<<<<
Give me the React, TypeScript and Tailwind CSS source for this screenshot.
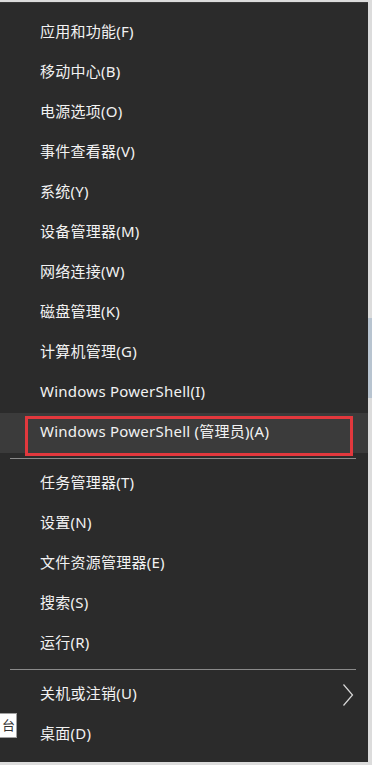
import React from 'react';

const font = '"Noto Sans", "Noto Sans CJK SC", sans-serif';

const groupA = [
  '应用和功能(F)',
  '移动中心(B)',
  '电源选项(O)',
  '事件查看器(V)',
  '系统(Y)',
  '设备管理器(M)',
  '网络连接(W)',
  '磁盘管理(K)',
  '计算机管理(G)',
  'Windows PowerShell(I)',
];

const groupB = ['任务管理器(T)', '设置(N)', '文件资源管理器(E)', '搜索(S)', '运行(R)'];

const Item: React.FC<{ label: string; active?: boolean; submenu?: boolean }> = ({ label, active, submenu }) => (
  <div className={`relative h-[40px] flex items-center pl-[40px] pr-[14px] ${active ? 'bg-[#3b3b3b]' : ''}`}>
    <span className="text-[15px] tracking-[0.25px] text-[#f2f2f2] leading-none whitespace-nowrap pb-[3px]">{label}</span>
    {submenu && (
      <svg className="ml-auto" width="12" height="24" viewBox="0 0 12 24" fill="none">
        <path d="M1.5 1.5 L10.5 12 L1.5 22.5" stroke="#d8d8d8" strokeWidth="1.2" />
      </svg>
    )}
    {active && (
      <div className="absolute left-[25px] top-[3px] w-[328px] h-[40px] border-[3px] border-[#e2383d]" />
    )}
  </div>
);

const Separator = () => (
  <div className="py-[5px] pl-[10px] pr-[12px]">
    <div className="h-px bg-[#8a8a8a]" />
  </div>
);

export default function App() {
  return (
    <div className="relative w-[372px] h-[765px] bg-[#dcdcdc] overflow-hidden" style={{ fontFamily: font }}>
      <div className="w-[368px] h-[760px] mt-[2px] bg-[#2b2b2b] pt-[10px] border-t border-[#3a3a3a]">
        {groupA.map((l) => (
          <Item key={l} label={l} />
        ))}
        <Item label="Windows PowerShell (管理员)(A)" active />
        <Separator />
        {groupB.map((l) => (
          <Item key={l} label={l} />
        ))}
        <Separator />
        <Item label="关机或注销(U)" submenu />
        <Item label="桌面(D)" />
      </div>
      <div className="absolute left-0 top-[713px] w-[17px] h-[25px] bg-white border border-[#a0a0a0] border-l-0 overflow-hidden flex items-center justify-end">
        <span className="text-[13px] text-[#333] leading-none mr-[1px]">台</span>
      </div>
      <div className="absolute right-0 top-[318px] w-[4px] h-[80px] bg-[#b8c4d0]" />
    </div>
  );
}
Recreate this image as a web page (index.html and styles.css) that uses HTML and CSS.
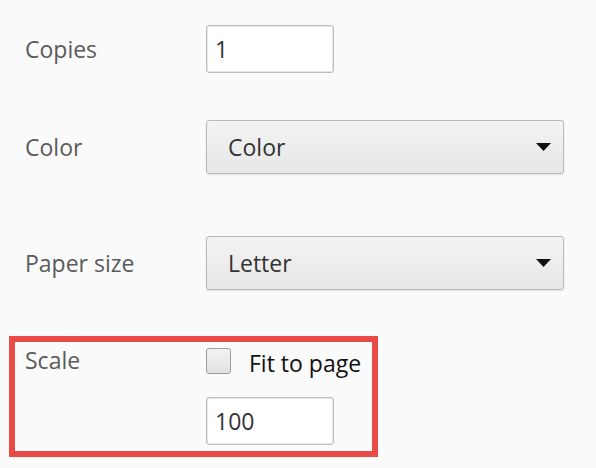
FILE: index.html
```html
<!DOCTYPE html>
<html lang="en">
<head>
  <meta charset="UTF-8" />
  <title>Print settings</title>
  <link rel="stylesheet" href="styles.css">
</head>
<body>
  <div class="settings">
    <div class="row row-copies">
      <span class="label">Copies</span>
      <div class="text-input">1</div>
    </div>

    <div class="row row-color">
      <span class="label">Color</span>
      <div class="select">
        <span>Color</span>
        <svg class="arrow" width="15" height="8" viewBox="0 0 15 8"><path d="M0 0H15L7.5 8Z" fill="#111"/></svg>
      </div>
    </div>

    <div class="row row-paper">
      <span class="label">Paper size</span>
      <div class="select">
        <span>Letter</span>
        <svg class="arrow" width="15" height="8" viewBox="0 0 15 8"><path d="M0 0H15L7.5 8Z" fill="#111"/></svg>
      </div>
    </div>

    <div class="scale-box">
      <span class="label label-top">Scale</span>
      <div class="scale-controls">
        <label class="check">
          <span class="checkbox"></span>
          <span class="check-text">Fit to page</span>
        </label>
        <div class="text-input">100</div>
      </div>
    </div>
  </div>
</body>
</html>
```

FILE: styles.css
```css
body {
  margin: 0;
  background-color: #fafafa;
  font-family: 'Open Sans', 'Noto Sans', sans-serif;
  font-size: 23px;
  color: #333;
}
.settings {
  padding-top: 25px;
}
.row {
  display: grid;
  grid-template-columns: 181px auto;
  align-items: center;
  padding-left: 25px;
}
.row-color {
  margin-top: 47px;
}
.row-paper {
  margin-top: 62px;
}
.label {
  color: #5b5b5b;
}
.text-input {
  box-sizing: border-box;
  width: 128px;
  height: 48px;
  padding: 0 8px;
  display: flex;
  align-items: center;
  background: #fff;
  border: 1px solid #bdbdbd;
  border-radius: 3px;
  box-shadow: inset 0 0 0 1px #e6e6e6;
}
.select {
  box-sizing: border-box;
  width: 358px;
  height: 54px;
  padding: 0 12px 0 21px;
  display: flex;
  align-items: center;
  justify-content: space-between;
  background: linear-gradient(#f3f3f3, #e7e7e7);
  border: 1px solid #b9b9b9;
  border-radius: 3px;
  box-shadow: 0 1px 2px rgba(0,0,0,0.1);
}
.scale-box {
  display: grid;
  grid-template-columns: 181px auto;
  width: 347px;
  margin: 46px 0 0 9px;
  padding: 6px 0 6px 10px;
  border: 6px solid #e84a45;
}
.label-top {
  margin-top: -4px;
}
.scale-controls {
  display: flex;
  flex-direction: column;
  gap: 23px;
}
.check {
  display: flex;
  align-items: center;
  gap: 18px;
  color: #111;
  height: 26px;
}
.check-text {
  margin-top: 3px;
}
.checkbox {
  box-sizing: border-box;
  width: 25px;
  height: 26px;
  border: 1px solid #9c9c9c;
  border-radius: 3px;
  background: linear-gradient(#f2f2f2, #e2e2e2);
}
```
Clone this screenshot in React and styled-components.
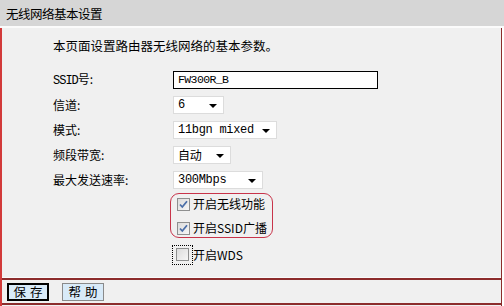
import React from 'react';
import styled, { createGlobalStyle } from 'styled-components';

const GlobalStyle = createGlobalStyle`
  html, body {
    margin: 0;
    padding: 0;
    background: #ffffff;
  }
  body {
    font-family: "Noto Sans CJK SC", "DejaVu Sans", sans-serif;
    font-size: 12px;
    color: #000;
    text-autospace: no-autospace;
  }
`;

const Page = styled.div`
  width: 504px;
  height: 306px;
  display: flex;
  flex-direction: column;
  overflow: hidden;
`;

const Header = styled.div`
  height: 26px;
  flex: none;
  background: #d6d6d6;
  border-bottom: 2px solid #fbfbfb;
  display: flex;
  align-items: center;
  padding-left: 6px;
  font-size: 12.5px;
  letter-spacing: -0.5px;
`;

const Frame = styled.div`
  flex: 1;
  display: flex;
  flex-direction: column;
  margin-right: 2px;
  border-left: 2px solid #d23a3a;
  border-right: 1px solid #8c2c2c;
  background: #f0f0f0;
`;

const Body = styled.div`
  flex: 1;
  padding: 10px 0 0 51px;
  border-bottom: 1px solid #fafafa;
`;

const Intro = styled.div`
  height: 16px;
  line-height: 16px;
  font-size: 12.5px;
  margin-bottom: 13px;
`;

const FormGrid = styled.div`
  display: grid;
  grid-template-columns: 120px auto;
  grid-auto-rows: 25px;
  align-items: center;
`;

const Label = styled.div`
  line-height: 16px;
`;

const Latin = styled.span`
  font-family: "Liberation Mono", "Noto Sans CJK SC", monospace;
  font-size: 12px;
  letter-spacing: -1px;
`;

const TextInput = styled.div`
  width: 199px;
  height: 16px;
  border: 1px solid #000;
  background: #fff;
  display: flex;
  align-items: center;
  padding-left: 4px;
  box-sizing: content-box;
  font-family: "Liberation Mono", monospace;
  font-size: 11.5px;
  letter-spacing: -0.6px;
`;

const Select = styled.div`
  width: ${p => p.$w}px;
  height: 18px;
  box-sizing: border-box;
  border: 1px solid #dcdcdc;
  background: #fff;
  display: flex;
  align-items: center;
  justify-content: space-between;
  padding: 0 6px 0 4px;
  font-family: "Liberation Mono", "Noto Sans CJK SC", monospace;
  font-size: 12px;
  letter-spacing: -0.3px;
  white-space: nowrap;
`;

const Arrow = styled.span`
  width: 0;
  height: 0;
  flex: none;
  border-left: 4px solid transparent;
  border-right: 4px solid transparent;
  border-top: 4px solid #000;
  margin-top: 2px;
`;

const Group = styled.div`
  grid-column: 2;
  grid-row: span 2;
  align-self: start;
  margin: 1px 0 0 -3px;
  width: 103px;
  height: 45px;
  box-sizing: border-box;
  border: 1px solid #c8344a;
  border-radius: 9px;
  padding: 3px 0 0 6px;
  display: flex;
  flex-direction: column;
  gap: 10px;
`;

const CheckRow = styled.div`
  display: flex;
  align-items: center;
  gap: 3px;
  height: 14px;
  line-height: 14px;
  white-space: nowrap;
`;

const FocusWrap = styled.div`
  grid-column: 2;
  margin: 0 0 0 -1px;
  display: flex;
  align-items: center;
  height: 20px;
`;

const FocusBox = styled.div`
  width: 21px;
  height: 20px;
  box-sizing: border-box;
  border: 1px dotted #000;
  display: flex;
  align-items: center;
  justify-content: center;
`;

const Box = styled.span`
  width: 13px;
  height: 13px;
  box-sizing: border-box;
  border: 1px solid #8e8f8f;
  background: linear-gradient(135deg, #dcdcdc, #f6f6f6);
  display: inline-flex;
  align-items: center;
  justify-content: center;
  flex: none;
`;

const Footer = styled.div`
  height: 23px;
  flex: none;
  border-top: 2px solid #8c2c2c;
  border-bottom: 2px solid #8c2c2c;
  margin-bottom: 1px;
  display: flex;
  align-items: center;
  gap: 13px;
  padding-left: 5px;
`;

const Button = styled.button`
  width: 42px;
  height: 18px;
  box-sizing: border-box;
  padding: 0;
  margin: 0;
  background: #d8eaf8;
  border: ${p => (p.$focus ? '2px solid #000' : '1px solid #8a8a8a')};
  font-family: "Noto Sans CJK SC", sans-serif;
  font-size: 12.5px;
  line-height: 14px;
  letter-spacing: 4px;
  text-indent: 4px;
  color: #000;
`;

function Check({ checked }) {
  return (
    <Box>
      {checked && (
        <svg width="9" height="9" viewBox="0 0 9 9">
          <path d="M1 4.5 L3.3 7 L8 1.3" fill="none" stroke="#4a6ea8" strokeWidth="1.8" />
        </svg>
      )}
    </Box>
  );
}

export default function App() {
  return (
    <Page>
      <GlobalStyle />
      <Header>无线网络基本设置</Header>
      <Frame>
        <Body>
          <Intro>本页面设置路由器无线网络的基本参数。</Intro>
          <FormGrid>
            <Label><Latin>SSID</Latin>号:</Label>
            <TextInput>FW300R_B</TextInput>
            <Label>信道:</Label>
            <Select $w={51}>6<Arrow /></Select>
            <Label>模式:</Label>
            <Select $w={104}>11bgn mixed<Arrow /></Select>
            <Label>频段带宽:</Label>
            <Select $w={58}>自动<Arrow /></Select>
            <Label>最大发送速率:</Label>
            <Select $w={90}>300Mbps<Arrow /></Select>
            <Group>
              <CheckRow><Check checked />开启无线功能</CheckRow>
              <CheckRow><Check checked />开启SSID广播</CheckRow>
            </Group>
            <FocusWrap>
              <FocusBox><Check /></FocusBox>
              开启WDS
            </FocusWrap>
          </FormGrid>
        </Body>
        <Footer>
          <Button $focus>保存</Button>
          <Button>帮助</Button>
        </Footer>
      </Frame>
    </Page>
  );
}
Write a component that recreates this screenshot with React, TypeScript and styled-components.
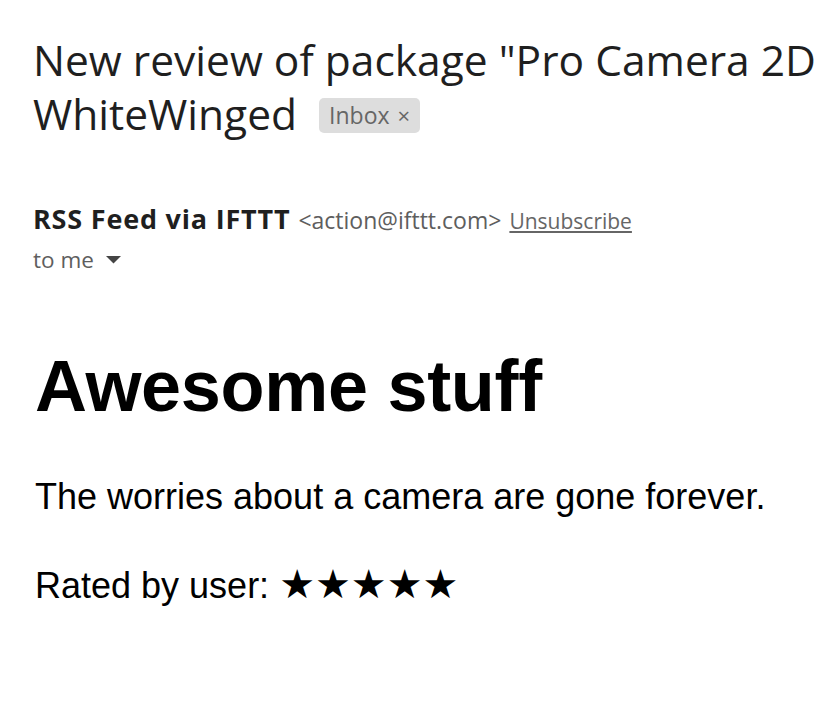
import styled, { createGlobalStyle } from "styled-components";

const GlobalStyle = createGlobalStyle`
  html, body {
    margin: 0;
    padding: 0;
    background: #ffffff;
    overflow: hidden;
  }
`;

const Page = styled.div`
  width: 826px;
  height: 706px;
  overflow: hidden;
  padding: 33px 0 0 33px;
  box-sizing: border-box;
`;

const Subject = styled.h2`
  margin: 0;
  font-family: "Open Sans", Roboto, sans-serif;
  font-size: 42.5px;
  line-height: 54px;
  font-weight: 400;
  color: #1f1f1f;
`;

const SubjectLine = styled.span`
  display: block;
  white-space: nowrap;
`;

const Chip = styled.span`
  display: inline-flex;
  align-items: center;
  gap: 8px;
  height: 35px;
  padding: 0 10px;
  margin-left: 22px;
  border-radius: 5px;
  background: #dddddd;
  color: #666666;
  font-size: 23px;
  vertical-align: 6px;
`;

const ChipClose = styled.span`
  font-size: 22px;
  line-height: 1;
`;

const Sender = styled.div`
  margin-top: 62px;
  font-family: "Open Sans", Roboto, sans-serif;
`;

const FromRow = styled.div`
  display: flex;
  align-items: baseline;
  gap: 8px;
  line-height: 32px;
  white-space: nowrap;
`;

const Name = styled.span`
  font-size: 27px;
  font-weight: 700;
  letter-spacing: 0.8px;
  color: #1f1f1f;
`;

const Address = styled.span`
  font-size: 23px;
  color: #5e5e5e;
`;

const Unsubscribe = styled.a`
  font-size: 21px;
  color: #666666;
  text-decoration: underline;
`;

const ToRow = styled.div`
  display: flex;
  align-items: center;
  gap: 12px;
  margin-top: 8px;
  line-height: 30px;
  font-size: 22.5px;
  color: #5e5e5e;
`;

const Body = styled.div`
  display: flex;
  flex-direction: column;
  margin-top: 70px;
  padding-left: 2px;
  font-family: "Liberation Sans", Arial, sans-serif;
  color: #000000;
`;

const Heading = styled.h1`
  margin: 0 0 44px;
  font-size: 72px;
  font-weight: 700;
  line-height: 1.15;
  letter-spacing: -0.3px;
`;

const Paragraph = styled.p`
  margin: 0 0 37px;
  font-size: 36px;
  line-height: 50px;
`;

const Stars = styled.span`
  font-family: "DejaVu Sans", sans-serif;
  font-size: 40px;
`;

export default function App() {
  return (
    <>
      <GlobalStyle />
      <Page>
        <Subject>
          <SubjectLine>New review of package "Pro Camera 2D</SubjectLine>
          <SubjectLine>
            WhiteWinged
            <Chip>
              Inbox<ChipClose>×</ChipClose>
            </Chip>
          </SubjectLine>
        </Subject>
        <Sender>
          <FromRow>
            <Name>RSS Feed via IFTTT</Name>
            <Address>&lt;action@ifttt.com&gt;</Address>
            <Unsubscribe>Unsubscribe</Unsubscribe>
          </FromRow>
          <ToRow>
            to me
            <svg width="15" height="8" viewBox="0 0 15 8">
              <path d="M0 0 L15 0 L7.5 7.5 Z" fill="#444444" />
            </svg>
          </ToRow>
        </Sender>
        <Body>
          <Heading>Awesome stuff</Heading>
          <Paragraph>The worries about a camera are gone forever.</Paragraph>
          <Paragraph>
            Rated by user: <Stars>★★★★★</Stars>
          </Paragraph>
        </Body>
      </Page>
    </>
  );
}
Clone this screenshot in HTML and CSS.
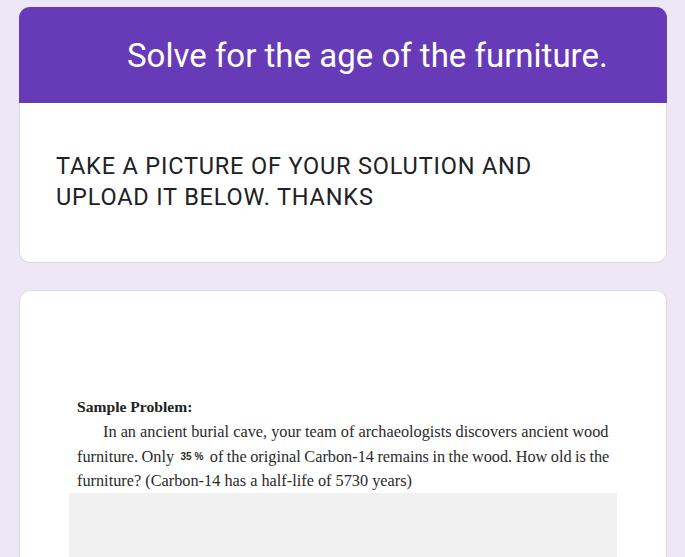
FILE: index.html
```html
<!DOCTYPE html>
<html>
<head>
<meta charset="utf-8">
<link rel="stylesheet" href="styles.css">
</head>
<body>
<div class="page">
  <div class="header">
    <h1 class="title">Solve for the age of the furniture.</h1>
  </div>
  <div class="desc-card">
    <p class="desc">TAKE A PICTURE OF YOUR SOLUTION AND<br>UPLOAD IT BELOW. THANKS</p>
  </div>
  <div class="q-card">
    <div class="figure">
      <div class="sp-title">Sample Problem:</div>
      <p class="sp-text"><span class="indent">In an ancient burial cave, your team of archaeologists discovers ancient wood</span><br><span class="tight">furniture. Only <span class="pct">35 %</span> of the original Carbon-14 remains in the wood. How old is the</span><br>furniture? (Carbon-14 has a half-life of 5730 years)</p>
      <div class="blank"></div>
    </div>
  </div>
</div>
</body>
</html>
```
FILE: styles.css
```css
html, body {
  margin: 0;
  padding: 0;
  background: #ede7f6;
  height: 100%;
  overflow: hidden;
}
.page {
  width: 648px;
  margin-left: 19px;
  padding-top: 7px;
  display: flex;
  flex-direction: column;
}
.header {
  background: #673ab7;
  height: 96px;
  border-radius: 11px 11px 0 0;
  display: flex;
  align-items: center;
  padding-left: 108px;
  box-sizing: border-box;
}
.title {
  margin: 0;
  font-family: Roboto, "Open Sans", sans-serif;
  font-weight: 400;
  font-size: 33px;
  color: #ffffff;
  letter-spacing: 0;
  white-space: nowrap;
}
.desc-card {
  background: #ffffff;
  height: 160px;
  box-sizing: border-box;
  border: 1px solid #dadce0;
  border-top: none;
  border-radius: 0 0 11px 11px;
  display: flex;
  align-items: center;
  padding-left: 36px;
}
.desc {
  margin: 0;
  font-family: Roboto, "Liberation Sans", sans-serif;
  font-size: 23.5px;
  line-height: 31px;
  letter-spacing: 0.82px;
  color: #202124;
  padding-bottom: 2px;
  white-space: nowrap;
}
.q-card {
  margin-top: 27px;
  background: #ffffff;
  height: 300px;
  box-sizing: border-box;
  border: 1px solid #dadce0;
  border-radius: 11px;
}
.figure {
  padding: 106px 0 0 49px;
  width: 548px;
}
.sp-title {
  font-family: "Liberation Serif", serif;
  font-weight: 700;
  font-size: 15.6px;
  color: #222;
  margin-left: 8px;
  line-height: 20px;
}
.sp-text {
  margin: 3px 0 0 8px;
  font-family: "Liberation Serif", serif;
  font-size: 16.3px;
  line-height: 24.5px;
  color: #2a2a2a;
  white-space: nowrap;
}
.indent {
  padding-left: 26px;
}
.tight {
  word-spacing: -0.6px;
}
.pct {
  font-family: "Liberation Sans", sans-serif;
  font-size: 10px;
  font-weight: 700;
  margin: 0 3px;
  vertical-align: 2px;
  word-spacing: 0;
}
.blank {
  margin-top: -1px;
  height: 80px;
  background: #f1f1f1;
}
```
>>>>
SHORT EXERCISE
Reply with nothing but a number: how many lines of the entries above contain the string "that"?

SOLUTION BELOW
2